Work to do:
Beginning with the line that contains "Write the React, TypeScript", retype the entries below exactly, ending with the line that contains "export default App". Leave out any pictures.

Supplied material:
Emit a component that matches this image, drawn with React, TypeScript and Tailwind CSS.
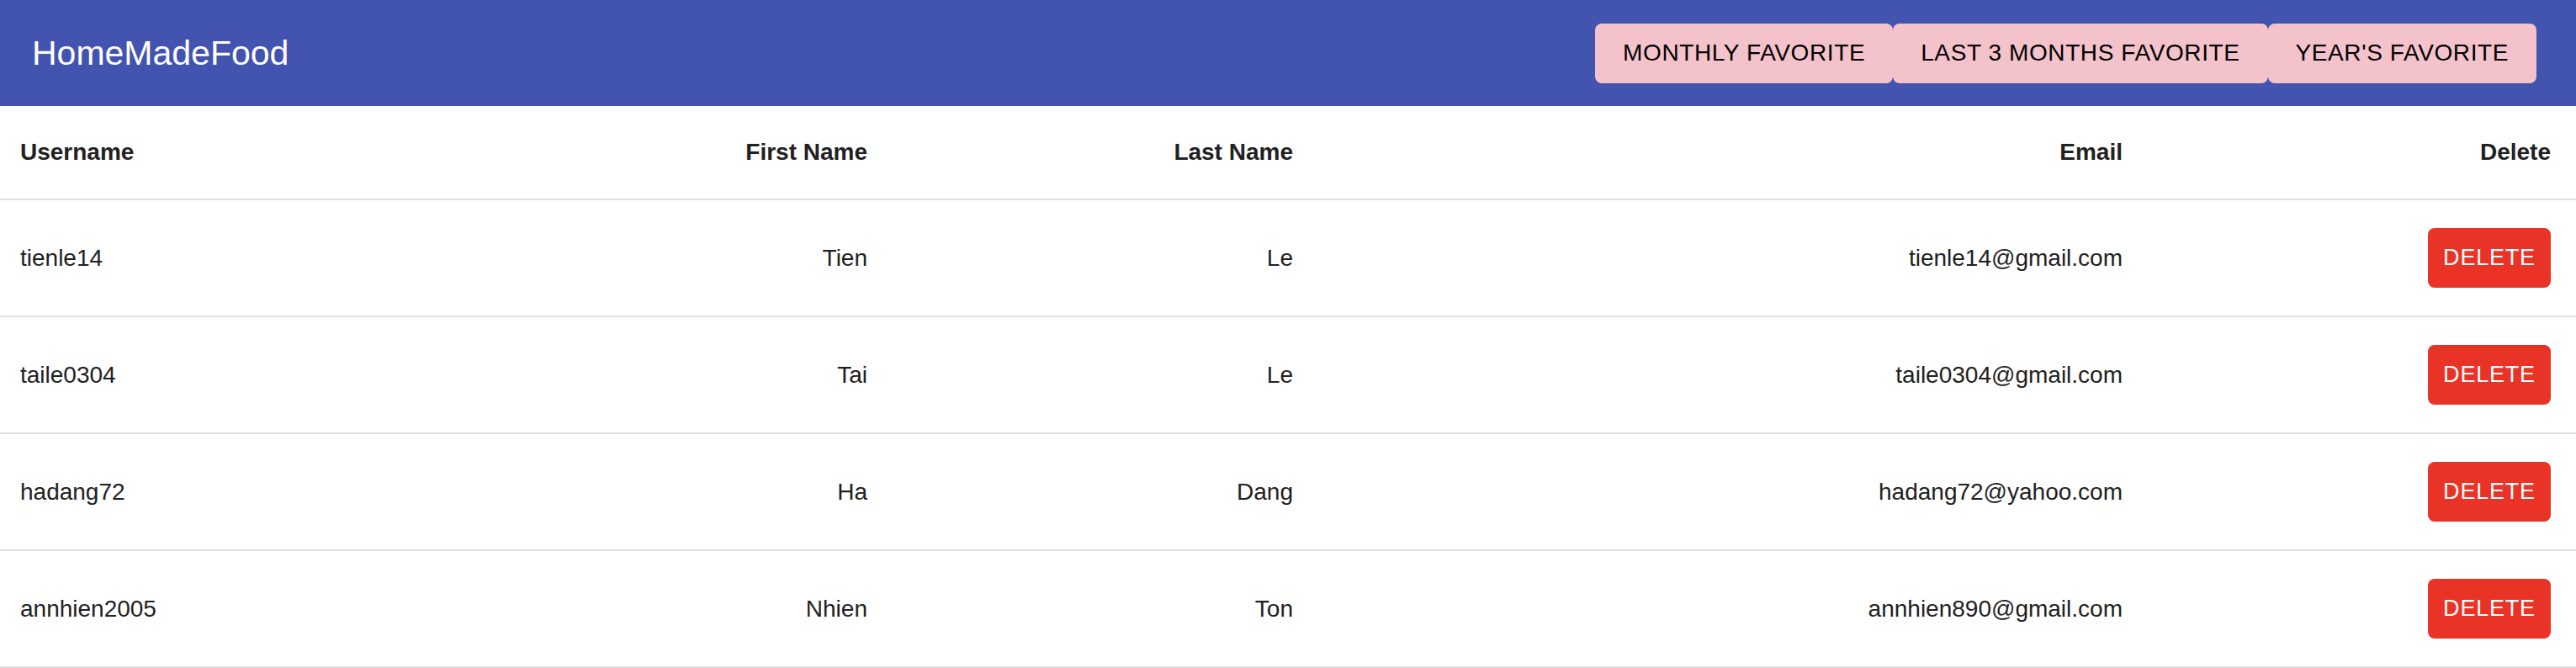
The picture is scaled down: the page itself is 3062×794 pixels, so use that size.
const users = [
  { username: 'tienle14', first: 'Tien', last: 'Le', email: 'tienle14@gmail.com' },
  { username: 'taile0304', first: 'Tai', last: 'Le', email: 'taile0304@gmail.com' },
  { username: 'hadang72', first: 'Ha', last: 'Dang', email: 'hadang72@yahoo.com' },
  { username: 'annhien2005', first: 'Nhien', last: 'Ton', email: 'annhien890@gmail.com' },
];

const font = { fontFamily: '"Liberation Sans", Arial, Helvetica, sans-serif' };

function NavButton({ label }: { label: string }) {
  return (
    <button className="h-[71px] px-[33px] rounded-[8px] bg-[#f4c2cb] text-[28px] text-black uppercase tracking-[0.6px] leading-none">
      {label}
    </button>
  );
}

const row = 'grid grid-cols-[540px_521px_506px_986px_1fr] items-center border-b-2 border-[#e0e0e0]';
const cell = 'pl-[24px] pr-[30px]';

export default function App() {
  return (
    <div className="w-[3062px] h-[794px] bg-white overflow-hidden" style={font}>
      {/* App bar */}
      <header className="h-[126px] bg-[#4253b0] flex items-center pl-[38px] pr-[47px]">
        <h1 className="flex-1 text-[41px] text-white font-normal leading-none">HomeMadeFood</h1>
        <div className="flex">
          <NavButton label="Monthly Favorite" />
          <NavButton label="Last 3 Months Favorite" />
          <NavButton label="Year's Favorite" />
        </div>
      </header>

      {/* Users table */}
      <div className={`${row} h-[112px] text-[28px] font-bold text-[#212121]`}>
        <div className={cell}>Username</div>
        <div className={`${cell} text-right`}>First Name</div>
        <div className={`${cell} text-right`}>Last Name</div>
        <div className={`${cell} text-right`}>Email</div>
        <div className={`${cell} text-right`}>Delete</div>
      </div>
      {users.map((u) => (
        <div key={u.username} className={`${row} h-[139px] text-[28px] text-[#212121]`}>
          <div className={cell}>{u.username}</div>
          <div className={`${cell} text-right`}>{u.first}</div>
          <div className={`${cell} text-right`}>{u.last}</div>
          <div className={`${cell} text-right`}>{u.email}</div>
          <div className={`${cell} flex justify-end`}>
            <button className="h-[71px] w-[146px] rounded-[8px] bg-[#e83326] text-white text-[27px] tracking-[0.8px] leading-none">
              DELETE
            </button>
          </div>
        </div>
      ))}
    </div>
  );
}
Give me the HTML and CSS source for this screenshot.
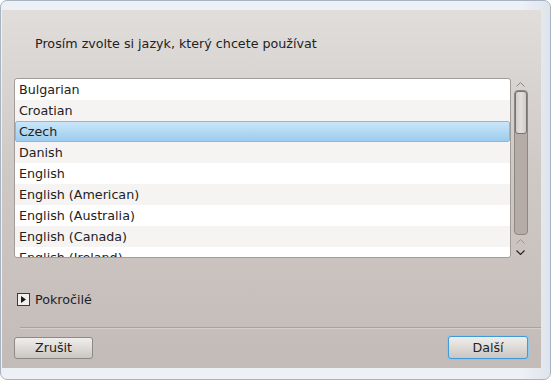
FILE: index.html
```html
<!DOCTYPE html>
<html lang="cs">
<head>
  <meta charset="UTF-8" />
  <title>Volba jazyka</title>
  <link rel="stylesheet" href="styles.css">
</head>
<body>

  <div class="window">
    <div class="dialog">
      <p class="prompt">Prosím zvolte si jazyk, který chcete používat</p>

      <div class="picker">
        <ul class="list">
          <li>Bulgarian</li>
          <li class="alt">Croatian</li>
          <li class="selected">Czech</li>
          <li class="alt">Danish</li>
          <li>English</li>
          <li class="alt">English (American)</li>
          <li>English (Australia)</li>
          <li class="alt">English (Canada)</li>
          <li>English (Ireland)</li>
        </ul>

        <div class="scrollbar">
          <div class="arrow-top">
            <svg width="9" height="5" viewBox="0 0 9 5"><polyline points="0.5,4.5 4.5,0.5 8.5,4.5" fill="none" stroke="#8a8683" stroke-width="1"/></svg>
          </div>
          <div class="track">
            <div class="handle"></div>
          </div>
          <div class="arrow-bottom">
            <svg width="9" height="5" viewBox="0 0 9 5"><polyline points="0.5,4.5 4.5,0.5 8.5,4.5" fill="none" stroke="#9c9592" stroke-width="1"/></svg>
            <svg width="9" height="5" viewBox="0 0 9 5"><polyline points="0.5,0.5 4.5,4.5 8.5,0.5" fill="none" stroke="#2a2a2a" stroke-width="1.2"/></svg>
          </div>
        </div>
      </div>

      <div class="advanced">
        <span class="expander">
          <svg width="11" height="11" viewBox="0 0 11 11"><polygon points="3,2 8,5.5 3,9" fill="#1a1a1a"/></svg>
        </span>
        Pokročilé
      </div>

      <div class="separator"></div>

      <div class="buttons">
        <button class="btn">Zrušit</button>
        <button class="btn default">Další</button>
      </div>
    </div>
  </div>

</body>
</html>
```

FILE: styles.css
```css
    body {
      margin: 0;
      padding: 0;
      background-color: #ffffff;
      font-family: 'DejaVu Sans', 'Liberation Sans', sans-serif;
      font-size: 12.7px;
      color: #222;
    }

    .window {
      width: 549px;
      height: 378px;
      border: 1px solid #a8b3c2;
      border-radius: 7px;
      background: linear-gradient(90deg, #edf0f5 95%, #dfe4ec);
      overflow: hidden;
    }

    .dialog {
      margin: 9px 0 0 1px;
      width: 539px;
      height: 358px;
      background: linear-gradient(180deg, #e0dddb 0%, #cfc9c6 45%, #c3bbb7 100%);
      display: flex;
      flex-direction: column;
    }

    .prompt {
      margin: 26px 0 0 33px;
      line-height: 16px;
      height: 16px;
    }

    .picker {
      display: flex;
      gap: 2px;
      margin: 26px 0 0 12px;
      height: 180px;
    }

    .list {
      list-style: none;
      margin: 0;
      padding: 0;
      width: 495px;
      height: 178px;
      border: 1px solid #a29c98;
      border-radius: 3px;
      background-color: #fff;
      overflow: hidden;
    }

    .list li {
      height: 21px;
      line-height: 21px;
      padding-left: 4px;
      box-sizing: border-box;
    }

    .list li.alt {
      background-color: #f5f4f2;
    }

    .list li.selected {
      background: linear-gradient(180deg, #c9e6f9, #9dccee);
      border: 1px solid #80bce6;
      border-radius: 2px;
      line-height: 19px;
      padding-left: 3px;
    }

    .scrollbar {
      width: 15px;
      display: flex;
      flex-direction: column;
      align-items: center;
    }

    .arrow-top {
      height: 12px;
      display: flex;
      align-items: center;
    }

    .track {
      width: 12px;
      height: 143px;
      border: 1px solid #8e8783;
      border-radius: 4px;
      background-color: #b5aca8;
      margin-left: 1px;
    }

    .handle {
      height: 41px;
      width: 10px;
      border: 1px solid #7a7470;
      border-radius: 3px;
      background: linear-gradient(90deg, #d2cecb, #e2dfdd 50%, #cfcbc8);
    }

    .arrow-bottom {
      flex: 1;
      display: flex;
      flex-direction: column;
      align-items: center;
      justify-content: center;
      gap: 6px;
    }

    .advanced {
      display: flex;
      align-items: center;
      gap: 5px;
      margin: 35px 0 0 15px;
      height: 13px;
      line-height: 13px;
    }

    .expander {
      width: 11px;
      height: 11px;
      border: 1px solid #3a3a3a;
      background-color: #f2f0ee;
      display: flex;
    }

    .separator {
      margin: 21px 0 0 18px;
      height: 0;
      border-top: 1px solid #aaa29e;
      border-bottom: 1px solid #d5cfcb;
    }

    .buttons {
      display: flex;
      justify-content: space-between;
      align-items: center;
      margin: 7px 13px 0 12px;
    }

    .btn {
      font-family: 'DejaVu Sans', 'Liberation Sans', sans-serif;
      font-size: 12.7px;
      color: #222;
      width: 79px;
      height: 22px;
      padding: 0;
      border: 1px solid #8f8985;
      border-radius: 3px;
      background: linear-gradient(180deg, #f0eeec, #cbc6c3);
    }

    .btn.default {
      width: 80px;
      height: 23px;
      border: 1px solid #3f9bd8;
      box-shadow: 0 0 0 1px #8cc7ee;
    }
```
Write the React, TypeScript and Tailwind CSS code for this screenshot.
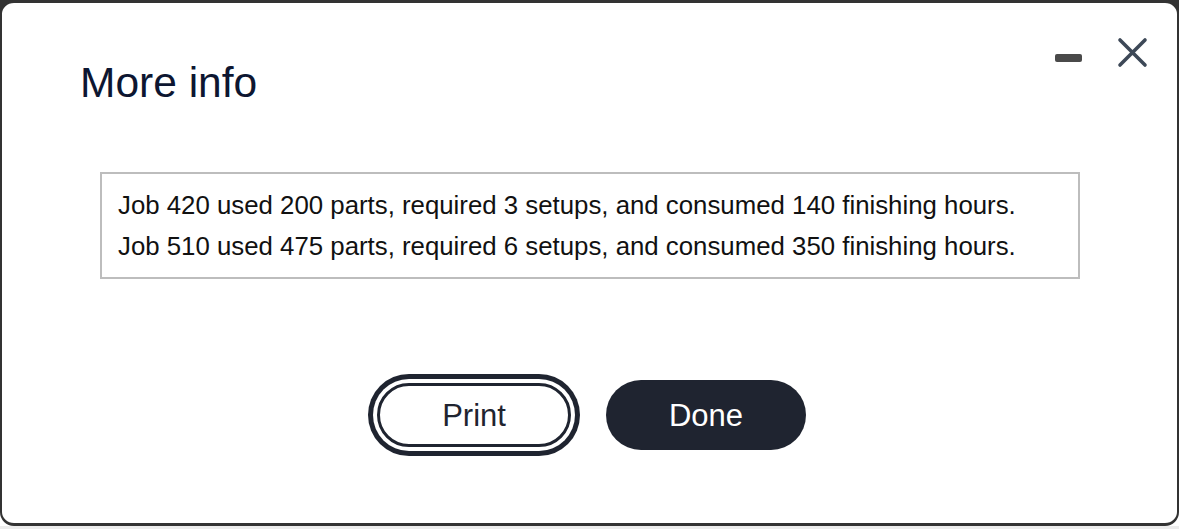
const rows = [
  'Job 420 used 200 parts, required 3 setups, and consumed 140 finishing hours.',
  'Job 510 used 475 parts, required 6 setups, and consumed 350 finishing hours.',
]

function CloseIcon() {
  return (
    <svg width="31" height="31" viewBox="0 0 31 31" fill="none">
      <path d="M3 3L28 28M28 3L3 28" stroke="#3d4857" strokeWidth="3.6" strokeLinecap="round" />
    </svg>
  )
}

function App() {
  return (
    <div
      className="w-[1179px] h-[529px] overflow-hidden bg-[linear-gradient(to_bottom,#333_0px,#333_16px,#fff_16px,#fff_526px,#ececec_526px)]"
      style={{ fontFamily: '"Liberation Sans", Arial, Helvetica, sans-serif' }}
    >
      <div className="h-[526px] bg-white border-t-[3px] border-b-[3px] border-x-2 border-[#333] rounded-[14px] flex flex-col">
        {/* header */}
        <div className="flex justify-between items-start">
          <h1 className="mt-[59px] ml-[78px] text-[42.5px] leading-none font-normal text-[#0d1631]">
            More info
          </h1>
          <div className="flex items-center gap-[35px] mt-[34px] mr-[29px]">
            <div className="w-[27px] h-[8px] mt-[10px] rounded-[2px] bg-[#4a4a4a]" />
            <CloseIcon />
          </div>
        </div>

        {/* info box */}
        <div className="ml-[98px] w-[980px] mt-[67px] border-2 border-[#bdbdbd] pt-[11px] pb-[10px] pl-[16px]">
          {rows.map((r) => (
            <p key={r} className="text-[25.8px] leading-[41px] text-[#111]">
              {r}
            </p>
          ))}
        </div>

        {/* buttons */}
        <div className="mt-[101px] h-[70px] flex items-center justify-center gap-[35px] pl-[4px]">
          <button className="w-[194px] h-[64px] pt-[3px] rounded-full border-[3px] border-[#1f2430] bg-white text-[31px] text-[#1f2430] shadow-[0_0_0_4px_#fff,0_0_0_9px_#1f2430]">
            Print
          </button>
          <button className="w-[200px] h-[70px] pt-[3px] rounded-full bg-[#1f2430] text-[31px] text-white">
            Done
          </button>
        </div>
      </div>
    </div>
  )
}

export default App
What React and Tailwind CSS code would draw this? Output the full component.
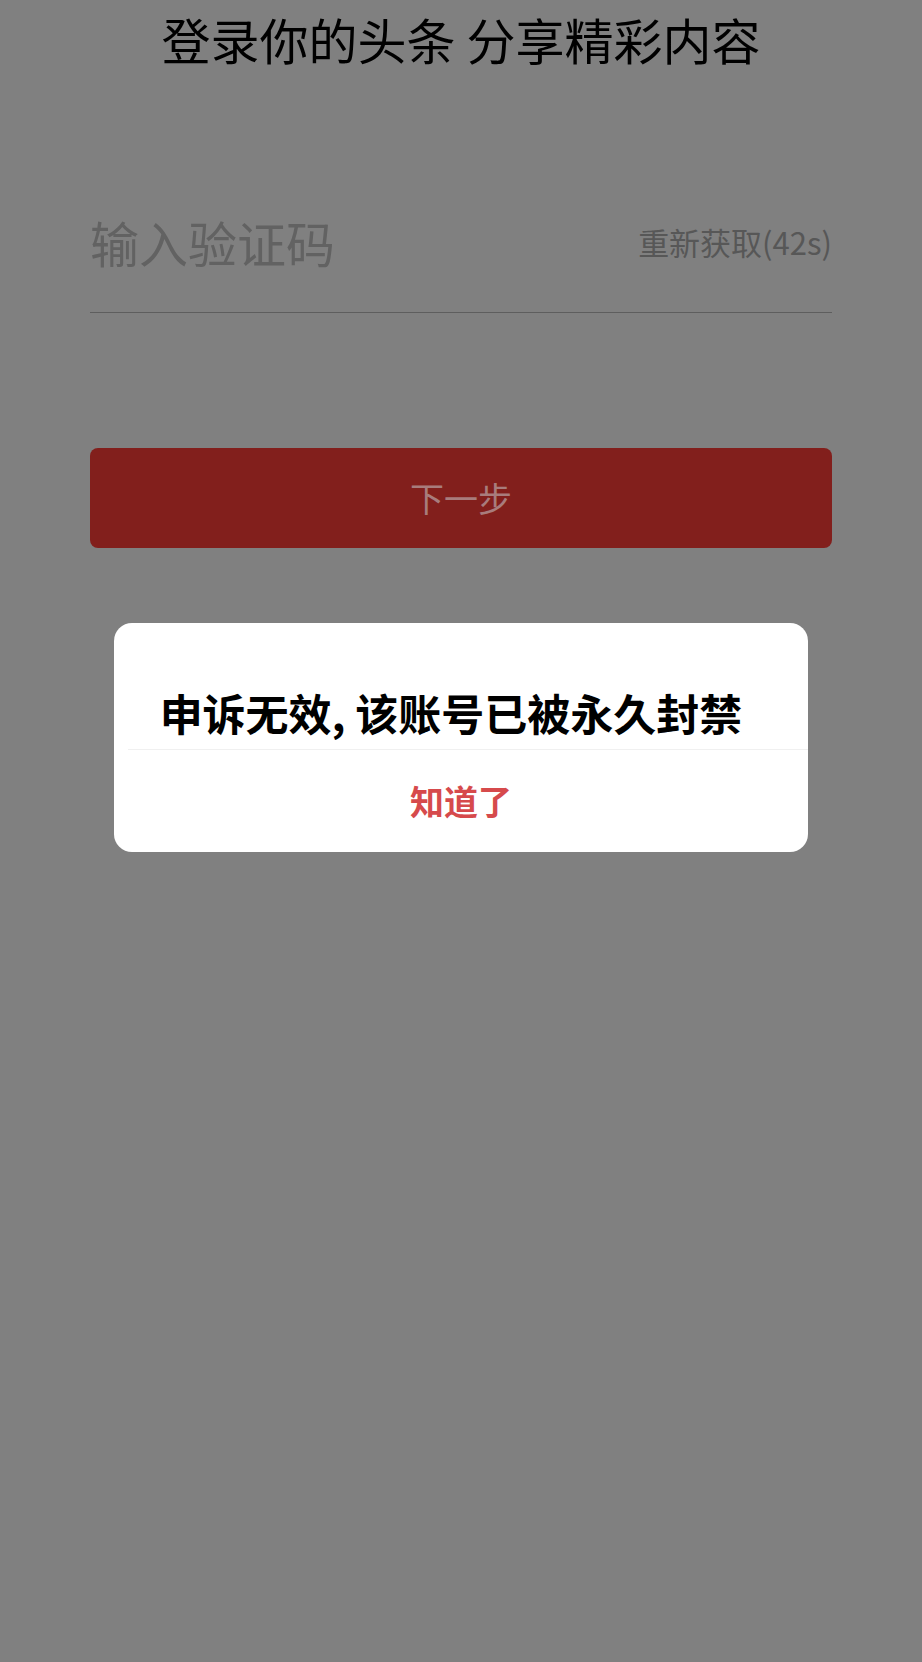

Solution to this task:
Write the React, TypeScript and Tailwind CSS code for this screenshot.
const rows = [
  'Job 420 used 200 parts, required 3 setups, and consumed 140 finishing hours.',
  'Job 510 used 475 parts, required 6 setups, and consumed 350 finishing hours.',
]

function CloseIcon() {
  return (
    <svg width="31" height="31" viewBox="0 0 31 31" fill="none">
      <path d="M3 3L28 28M28 3L3 28" stroke="#3d4857" strokeWidth="3.6" strokeLinecap="round" />
    </svg>
  )
}

function App() {
  return (
    <div
      className="w-[1179px] h-[529px] overflow-hidden bg-[linear-gradient(to_bottom,#333_0px,#333_16px,#fff_16px,#fff_526px,#ececec_526px)]"
      style={{ fontFamily: '"Liberation Sans", Arial, Helvetica, sans-serif' }}
    >
      <div className="h-[526px] bg-white border-t-[3px] border-b-[3px] border-x-2 border-[#333] rounded-[14px] flex flex-col">
        {/* header */}
        <div className="flex justify-between items-start">
          <h1 className="mt-[59px] ml-[78px] text-[42.5px] leading-none font-normal text-[#0d1631]">
            More info
          </h1>
          <div className="flex items-center gap-[35px] mt-[34px] mr-[29px]">
            <div className="w-[27px] h-[8px] mt-[10px] rounded-[2px] bg-[#4a4a4a]" />
            <CloseIcon />
          </div>
        </div>

        {/* info box */}
        <div className="ml-[98px] w-[980px] mt-[67px] border-2 border-[#bdbdbd] pt-[11px] pb-[10px] pl-[16px]">
          {rows.map((r) => (
            <p key={r} className="text-[25.8px] leading-[41px] text-[#111]">
              {r}
            </p>
          ))}
        </div>

        {/* buttons */}
        <div className="mt-[101px] h-[70px] flex items-center justify-center gap-[35px] pl-[4px]">
          <button className="w-[194px] h-[64px] pt-[3px] rounded-full border-[3px] border-[#1f2430] bg-white text-[31px] text-[#1f2430] shadow-[0_0_0_4px_#fff,0_0_0_9px_#1f2430]">
            Print
          </button>
          <button className="w-[200px] h-[70px] pt-[3px] rounded-full bg-[#1f2430] text-[31px] text-white">
            Done
          </button>
        </div>
      </div>
    </div>
  )
}

export default App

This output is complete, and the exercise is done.